Sunday, November 04, 2018

The Banana Republic of Georgia

This is a personal first: I just-now had an actual political canvasser knock on my front door, and told him (truthfully) that I'd already cast an early ballot. In fact, I voted a straight-Democratic ticket for the first time since ... I dunno, possibly ever? But for all the Democrats' many many many flaws, at least they're not the Openly White Supremacist Party, which the contemporary GOP is. I figure this is no time to cast any libertarian purity-protest votes, not with literal Nazi sympathizers infesting the Republican party. Face it: the libertarians have no chance of unseating any Republicans, whereas the Democrats just might.

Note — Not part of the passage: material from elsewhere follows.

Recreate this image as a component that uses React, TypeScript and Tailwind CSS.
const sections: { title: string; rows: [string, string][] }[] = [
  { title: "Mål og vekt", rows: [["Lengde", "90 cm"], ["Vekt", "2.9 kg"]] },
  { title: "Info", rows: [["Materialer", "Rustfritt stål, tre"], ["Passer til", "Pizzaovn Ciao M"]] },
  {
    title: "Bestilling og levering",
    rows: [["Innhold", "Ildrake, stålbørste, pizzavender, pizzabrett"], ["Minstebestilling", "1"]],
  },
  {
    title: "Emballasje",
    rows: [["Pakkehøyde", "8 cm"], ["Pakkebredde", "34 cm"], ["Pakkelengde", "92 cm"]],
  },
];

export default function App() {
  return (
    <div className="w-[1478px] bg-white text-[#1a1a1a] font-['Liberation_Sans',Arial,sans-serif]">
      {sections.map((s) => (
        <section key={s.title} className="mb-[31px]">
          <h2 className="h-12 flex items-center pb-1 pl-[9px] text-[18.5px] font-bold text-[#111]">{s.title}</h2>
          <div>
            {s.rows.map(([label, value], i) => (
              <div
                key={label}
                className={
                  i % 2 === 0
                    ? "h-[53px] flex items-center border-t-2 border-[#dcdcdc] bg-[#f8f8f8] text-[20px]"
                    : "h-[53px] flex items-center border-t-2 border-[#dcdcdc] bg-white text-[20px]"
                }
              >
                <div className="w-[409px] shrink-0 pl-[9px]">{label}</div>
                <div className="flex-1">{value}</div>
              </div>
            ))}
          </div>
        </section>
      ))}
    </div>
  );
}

Except here in Georgia. To be honest, I rather doubt my votes will even be counted, thanks to Georgia's utterly insane "all-electronic ballots with no paper trail" system, made worse by the fact that our Republican Secretary of State, Brian Kemp, is also the Republican gubernatorial candidate, and (amazing coincidence!) the guy responsible for kicking something like 20 percent of all registered voters off the rolls in the past few years -- by an amazing coincidence, the overwhelming majority of the disenfranchised have "non-white" names. Over 340,000 registered voters were kicked off the rolls not reporting a change of address -- because they didn't have to, because they never moved.

Kemp is also, by yet another amazing coincidence, the guy who recently tried closing seven out of nine voting precincts in a majority-black district, backing down only after getting unwanted national-media attention. And now, just in case such shenanigans are not sufficiently corrupt, Kemp has upped the ante two days before the election. As Richard L. Hasen reports in Slate (hyperlinks from the original text): 
In perhaps the most outrageous example of election administration partisanship in the modern era, Georgia Secretary of State Brian Kemp, who is running for governor while simultaneously in charge of the state’s elections, has accused the Democratic Party without evidence of hacking into the state’s voter database. He plastered a headline about it on the Secretary of State’s website, which thousands of voters use to get information about voting on election day. 

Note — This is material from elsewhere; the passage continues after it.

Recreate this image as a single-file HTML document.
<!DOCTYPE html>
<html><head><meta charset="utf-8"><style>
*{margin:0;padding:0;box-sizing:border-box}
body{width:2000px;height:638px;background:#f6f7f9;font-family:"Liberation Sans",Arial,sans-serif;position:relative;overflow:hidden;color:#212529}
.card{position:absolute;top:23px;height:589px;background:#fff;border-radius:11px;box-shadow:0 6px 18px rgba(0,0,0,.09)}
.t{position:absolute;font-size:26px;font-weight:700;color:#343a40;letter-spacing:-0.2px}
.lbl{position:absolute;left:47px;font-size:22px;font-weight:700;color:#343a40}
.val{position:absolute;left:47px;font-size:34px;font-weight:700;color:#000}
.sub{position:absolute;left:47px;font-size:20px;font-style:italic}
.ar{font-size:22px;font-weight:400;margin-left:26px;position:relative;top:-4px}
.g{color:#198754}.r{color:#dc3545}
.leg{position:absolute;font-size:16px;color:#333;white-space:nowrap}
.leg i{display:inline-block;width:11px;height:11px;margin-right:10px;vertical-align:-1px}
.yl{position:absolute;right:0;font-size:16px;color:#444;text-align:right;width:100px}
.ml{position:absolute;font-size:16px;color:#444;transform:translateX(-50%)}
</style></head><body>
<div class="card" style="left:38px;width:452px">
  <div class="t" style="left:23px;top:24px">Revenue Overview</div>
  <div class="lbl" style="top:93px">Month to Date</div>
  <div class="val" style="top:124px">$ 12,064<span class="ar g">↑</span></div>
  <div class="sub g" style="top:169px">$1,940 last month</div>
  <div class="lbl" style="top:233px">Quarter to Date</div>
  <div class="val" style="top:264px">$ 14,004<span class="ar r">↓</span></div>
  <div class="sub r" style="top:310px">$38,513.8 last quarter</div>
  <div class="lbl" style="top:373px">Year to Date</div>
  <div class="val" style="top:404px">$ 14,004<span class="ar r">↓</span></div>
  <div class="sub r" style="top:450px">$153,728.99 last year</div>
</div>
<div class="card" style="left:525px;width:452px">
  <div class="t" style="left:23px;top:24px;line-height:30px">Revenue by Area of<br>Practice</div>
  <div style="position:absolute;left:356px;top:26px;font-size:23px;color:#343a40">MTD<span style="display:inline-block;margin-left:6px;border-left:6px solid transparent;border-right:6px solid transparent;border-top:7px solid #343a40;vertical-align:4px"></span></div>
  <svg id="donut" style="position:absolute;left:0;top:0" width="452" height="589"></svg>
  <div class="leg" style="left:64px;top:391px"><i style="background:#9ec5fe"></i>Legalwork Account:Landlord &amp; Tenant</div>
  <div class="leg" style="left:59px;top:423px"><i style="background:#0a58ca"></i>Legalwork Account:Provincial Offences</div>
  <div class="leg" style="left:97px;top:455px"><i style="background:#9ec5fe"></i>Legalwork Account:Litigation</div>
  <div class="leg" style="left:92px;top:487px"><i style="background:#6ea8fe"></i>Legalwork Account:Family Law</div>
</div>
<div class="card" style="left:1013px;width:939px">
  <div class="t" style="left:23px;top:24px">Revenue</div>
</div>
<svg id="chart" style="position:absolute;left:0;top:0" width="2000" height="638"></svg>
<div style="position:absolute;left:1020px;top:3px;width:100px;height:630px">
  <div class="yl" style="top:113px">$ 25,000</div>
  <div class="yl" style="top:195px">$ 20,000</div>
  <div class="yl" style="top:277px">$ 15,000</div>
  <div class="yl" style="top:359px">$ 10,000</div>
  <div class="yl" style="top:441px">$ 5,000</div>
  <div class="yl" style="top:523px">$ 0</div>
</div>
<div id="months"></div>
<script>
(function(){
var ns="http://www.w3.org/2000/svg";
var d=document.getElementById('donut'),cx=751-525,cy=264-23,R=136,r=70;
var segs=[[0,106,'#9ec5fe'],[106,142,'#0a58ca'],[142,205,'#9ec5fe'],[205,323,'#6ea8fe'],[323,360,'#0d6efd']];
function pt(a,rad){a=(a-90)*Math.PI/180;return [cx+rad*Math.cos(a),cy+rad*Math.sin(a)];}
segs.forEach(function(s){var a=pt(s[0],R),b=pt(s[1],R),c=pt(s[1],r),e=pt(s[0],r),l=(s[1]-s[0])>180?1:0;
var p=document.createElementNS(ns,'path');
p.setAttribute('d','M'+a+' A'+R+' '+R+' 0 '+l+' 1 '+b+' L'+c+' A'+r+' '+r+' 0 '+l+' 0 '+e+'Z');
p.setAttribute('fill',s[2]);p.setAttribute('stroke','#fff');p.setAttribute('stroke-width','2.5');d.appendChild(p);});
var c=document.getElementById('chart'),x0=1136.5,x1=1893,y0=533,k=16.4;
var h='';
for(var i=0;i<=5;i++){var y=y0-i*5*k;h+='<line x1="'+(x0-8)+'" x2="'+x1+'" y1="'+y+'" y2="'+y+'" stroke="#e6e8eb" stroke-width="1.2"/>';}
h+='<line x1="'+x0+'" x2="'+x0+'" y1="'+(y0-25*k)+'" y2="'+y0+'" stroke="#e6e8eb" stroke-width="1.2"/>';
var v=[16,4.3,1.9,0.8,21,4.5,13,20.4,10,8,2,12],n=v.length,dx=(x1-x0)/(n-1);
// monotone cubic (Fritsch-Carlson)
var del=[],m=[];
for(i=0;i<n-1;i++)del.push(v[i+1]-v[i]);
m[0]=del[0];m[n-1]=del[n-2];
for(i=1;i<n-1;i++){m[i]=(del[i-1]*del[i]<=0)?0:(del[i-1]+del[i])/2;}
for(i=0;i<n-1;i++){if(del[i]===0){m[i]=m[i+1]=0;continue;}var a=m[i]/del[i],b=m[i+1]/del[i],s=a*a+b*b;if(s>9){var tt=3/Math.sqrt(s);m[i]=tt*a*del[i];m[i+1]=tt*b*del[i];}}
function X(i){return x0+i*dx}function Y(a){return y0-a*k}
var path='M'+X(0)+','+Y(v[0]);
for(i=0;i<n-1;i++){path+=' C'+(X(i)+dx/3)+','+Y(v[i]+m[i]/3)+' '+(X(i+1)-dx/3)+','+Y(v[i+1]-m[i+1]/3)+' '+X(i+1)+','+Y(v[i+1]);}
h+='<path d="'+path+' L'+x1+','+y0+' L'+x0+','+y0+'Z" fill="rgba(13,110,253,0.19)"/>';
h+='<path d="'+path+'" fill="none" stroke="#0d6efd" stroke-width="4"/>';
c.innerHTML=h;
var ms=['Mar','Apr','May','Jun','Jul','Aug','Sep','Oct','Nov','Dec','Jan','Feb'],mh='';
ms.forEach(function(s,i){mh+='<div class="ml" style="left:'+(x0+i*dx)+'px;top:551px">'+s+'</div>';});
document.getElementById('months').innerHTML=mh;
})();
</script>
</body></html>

It’s just the latest in a series of partisan moves by Kemp, who has held up more than 50,000 voter registrations for inconsistencies as small as a missing hyphen, fought rules to give voters a chance to prove their identity when their absentee ballot applications are rejected for a lack of a signature match, and  been aggressive in prosecuting those who have done nothing more than try to help those in need of assistance in casting ballots. 

But the latest appalling move by Kemp to publicly accuse the Democrats of hacking without evidence is even worse than that: Kemp has been one of the few state election officials to refuse help from the federal Department of Homeland Security to deter foreign and domestic hacking of voter registration databases. After computer scientists demonstrated the insecurity of the state’s voting system, he was sued for having perhaps the most vulnerable election system in the country. His office has been plausibly accused of destroying evidence, which would have helped to prove the vulnerabilities of the state election system.... what Kemp has done now goes beyond the pale. He’s accused his opponents of election tampering without evidence on the eve of the election, and plastered the incendiary charge on an official state website in the days before his office will administer that election. This is some banana republic stuff.

He's not even pretending to care about lowercase-d democratic principles anymore. Personally, I suspect that if all registered, qualified voters who attempted to vote were allowed to do so, and if all votes were accurately and fairly counted, Democratic gubernatorial candidate Stacey Abrams would win. At the same time, since Brian Kemp is the one overseeing the "fairness" of this election, I expect he'll be Georgia's next governor--not because he'll get the most votes, but because he intends to stuff the virtual ballot box. Or, as Richard Hasen put it: "Brian Kemp needs to step aside from running this election. If he doesn’t and he wins, lots of people will now believe the fix was in. Considering these latest actions, that belief will be justified."

I cannot recall ever feeling this pessimistic about the future of my country.